====== RECORDED DATA

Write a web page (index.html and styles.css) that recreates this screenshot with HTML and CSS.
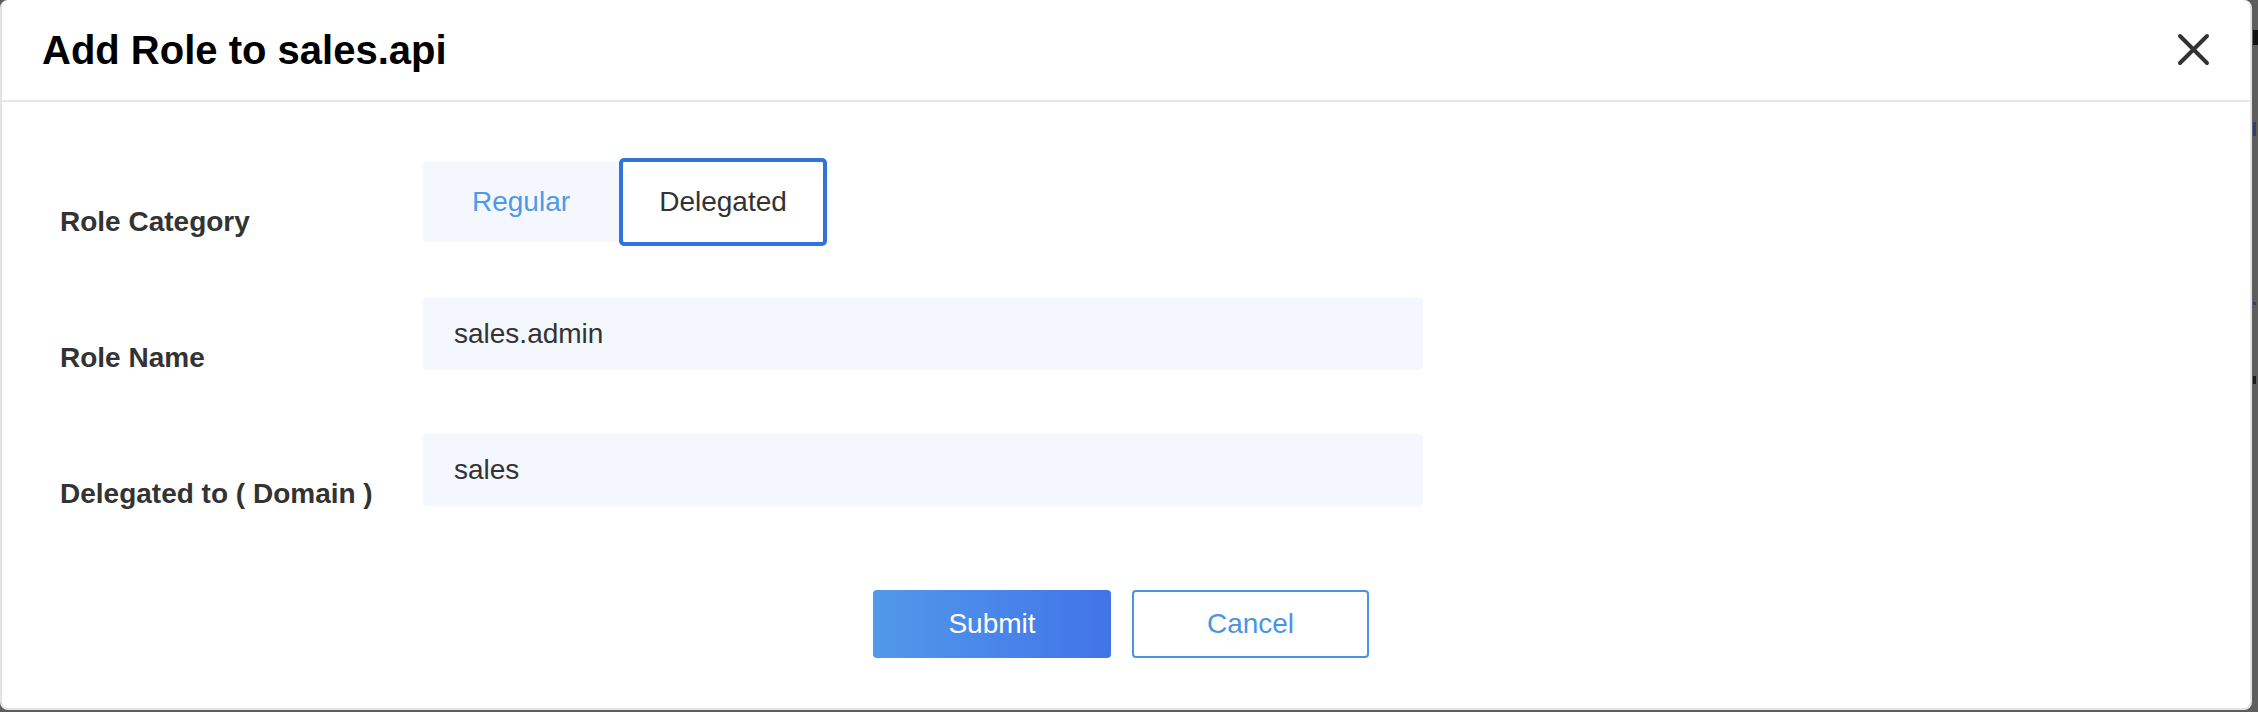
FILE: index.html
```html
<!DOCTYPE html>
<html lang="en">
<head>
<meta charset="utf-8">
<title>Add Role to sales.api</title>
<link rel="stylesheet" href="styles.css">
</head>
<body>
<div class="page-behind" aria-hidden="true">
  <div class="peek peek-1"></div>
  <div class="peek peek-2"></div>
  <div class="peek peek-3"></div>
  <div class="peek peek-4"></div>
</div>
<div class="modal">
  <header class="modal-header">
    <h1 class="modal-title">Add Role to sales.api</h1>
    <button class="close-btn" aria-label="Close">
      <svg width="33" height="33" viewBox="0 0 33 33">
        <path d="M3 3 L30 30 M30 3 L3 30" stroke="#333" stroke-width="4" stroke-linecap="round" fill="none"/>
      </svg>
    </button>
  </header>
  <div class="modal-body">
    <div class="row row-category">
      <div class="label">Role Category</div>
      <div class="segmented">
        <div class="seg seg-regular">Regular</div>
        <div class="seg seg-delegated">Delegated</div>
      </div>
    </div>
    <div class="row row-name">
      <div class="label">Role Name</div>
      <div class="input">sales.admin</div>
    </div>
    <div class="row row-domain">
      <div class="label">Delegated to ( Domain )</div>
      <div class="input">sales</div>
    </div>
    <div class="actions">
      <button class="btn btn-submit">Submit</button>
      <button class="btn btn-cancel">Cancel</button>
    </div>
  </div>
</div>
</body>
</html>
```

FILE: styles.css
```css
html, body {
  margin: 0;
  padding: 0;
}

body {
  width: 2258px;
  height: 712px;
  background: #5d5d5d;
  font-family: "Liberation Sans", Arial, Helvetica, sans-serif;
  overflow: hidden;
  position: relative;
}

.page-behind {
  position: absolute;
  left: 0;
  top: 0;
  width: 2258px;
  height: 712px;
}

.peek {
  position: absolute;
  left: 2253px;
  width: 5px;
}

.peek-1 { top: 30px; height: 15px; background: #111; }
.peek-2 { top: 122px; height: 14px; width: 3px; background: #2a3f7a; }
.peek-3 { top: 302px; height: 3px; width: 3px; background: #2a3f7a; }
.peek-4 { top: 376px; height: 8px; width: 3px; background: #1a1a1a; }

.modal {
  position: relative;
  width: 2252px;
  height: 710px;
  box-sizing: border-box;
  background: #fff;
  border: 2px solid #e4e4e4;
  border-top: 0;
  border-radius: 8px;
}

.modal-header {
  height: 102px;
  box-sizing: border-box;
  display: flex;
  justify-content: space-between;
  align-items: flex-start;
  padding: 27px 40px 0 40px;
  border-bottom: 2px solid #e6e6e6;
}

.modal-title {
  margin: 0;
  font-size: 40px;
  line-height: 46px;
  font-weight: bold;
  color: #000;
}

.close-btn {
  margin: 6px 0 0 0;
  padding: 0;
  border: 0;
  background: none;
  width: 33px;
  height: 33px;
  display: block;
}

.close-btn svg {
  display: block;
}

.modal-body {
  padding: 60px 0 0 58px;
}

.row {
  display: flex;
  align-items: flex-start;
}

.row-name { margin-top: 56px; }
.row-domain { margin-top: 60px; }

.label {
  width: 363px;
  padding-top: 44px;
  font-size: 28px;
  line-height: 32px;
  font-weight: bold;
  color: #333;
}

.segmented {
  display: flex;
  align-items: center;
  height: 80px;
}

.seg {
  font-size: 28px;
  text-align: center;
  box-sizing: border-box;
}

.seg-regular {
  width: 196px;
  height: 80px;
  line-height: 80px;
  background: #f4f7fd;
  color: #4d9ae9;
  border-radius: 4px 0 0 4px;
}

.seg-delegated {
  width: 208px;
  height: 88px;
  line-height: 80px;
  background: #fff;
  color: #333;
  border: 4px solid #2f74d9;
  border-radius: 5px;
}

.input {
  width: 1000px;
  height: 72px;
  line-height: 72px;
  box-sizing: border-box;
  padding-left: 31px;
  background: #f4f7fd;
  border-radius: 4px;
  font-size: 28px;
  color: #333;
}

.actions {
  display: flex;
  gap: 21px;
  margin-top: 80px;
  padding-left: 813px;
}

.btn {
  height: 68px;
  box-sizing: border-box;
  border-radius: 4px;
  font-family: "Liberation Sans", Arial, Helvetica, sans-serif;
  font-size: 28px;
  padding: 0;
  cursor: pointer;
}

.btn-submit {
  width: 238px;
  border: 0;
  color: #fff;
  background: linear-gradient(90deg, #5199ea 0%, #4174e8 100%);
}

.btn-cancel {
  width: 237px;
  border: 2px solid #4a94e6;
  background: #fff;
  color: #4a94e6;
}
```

============

▶ _PROBLEM DESCRIPTION_: Return all lines with the word "page" in them.

▶ _ANSWER IN FULL_:
Write a web page (index.html and styles.css) that recreates this screenshot with HTML and CSS.
<div class="page-behind" aria-hidden="true">
.page-behind {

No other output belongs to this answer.